Accordingly we affirm the trial court's contempt order except for the requirement that the Club obtain an SDAP in order to purge the contempt. We remand for the trial court to address the imposition of a proper purge condition.
The Club has operated a shooting facility in the same general location in Bremerton since the 1920s. Kitsap County v Kitsap Rifle & Revolver Club, 184 Wn.App. 252, 262 337 P.3d 328 (2014).[1] As of 1993, the Club's operation was a lawful, nonconforming use. Id. at 262-63.
Beginning in the 1990s, the Club engaged in extensive development of the property on which its shooting range was located.
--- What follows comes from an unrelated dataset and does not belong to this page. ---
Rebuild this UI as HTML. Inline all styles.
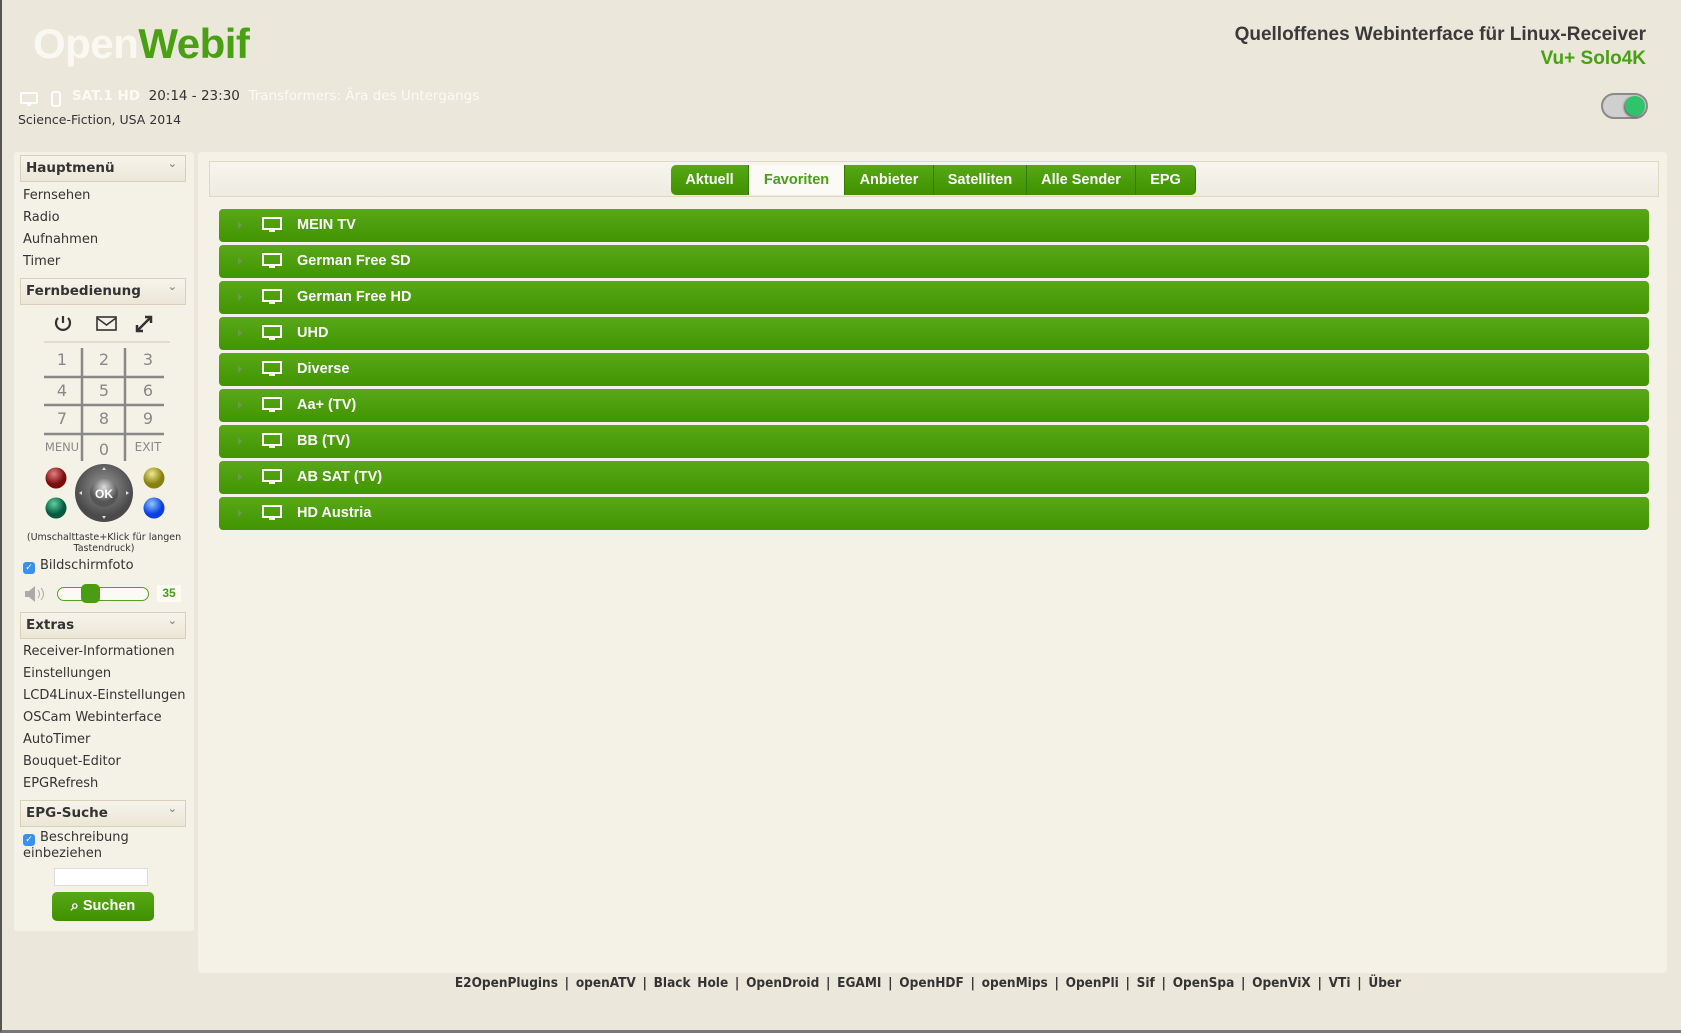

Id. at 264. This development included clearing and excavating wooded or semi-wooded areas, removing vegetation replacing a water course that ran through a wetland buffer with two 475-foot culverts, and excavating and moving soil. Id. The Club did not obtain permits for any of this work. Id.
In 2011, the County filed a complaint against the Club, alleging in part that the Club had engaged in unlawful development activities because it lacked the necessary permits. Id. at 265. After a bench trial, the trial court concluded that the Club's use of the property was illegal because it had not obtained any permits for its development work. Id. at 266. The court entered conclusions of law that this unpermitted use terminated the nonconforming use of the Club's property as a shooting range. Id. at 265-66. On that basis, the trial court issued a permanent injunction prohibiting the Club from using its property as a shooting range until it obtained the proper permits. Id. at 266.
Clerk's Papers (CP) at 286. The court entered the order on February 5, 2016, with the 180-day period set to end on August 3.
The Club took some immediate steps to comply with the court's order. First, the Club engaged consultants to draft a scope of work, which listed the required activities for the Club to comply with the relevant permitting requirements. Preparing the scope of work cost $8, 000, and was completed on February 24. The scope of work estimated that the cost of preparing the Club's SDAP applications would exceed $158, 000 and that the cost of completing all required activities would be $398, 939.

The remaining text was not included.